Inspired by a budding interest in furniture, I recently started to write a post about how the objects we own do (or don’t) define us (or not). After a few hours of mulling and backspacing on thoughts, what became of this post was a nostalgic trip into the past that landed atop the broken floor couch of the first apartment I inhabited after undergrad. From a college friend, either for free or very very little, we’d gotten a Danish-built midcentury modern 3-seater couch with cream colored upholstery and a wooden frame before it was brought up to the second-floor apartment. Afterwards, the frame broke almost immediately and became a floor couch. I want to think that my life now is very different from then, but is it really?
Though what I thought I wanted to write about was my grapple with attempting to own furniture for the first time in my life, I think what I actually wanted to write about was change and settling into a new home life. Everything was different, but in many ways very much the same.

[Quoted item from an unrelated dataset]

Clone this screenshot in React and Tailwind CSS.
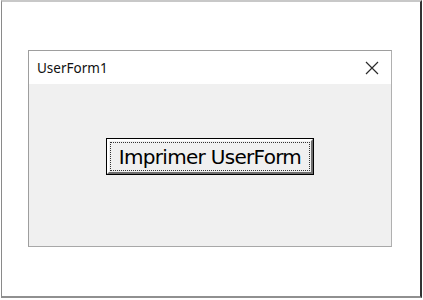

As for the writing I do in private with the intention of it staying private, my journaling has been less consistent than I want it to be. I try to at least write when something feels like an “occasion” worth writing about; birthdays and new years being some of those occasions, but there are only so many occasions that happen, by definition.
And so I had to create occasions for myself. One small grasp at consistency is what I call the “WOOM”. At the end of every month, I reflect on and write about the month that passed and then choose one word that encapsulates the mood of the month; a “word of the month”. Yes, I know that a Word of the Month should be WOTM, but WOOM is more of a portmanteau of “Mood” and “Word of the Month” and less of an acronym. I don’t know if that makes any sense, but in any case, I make up the rules of my own journalling habits, so we’re just going to roll with it.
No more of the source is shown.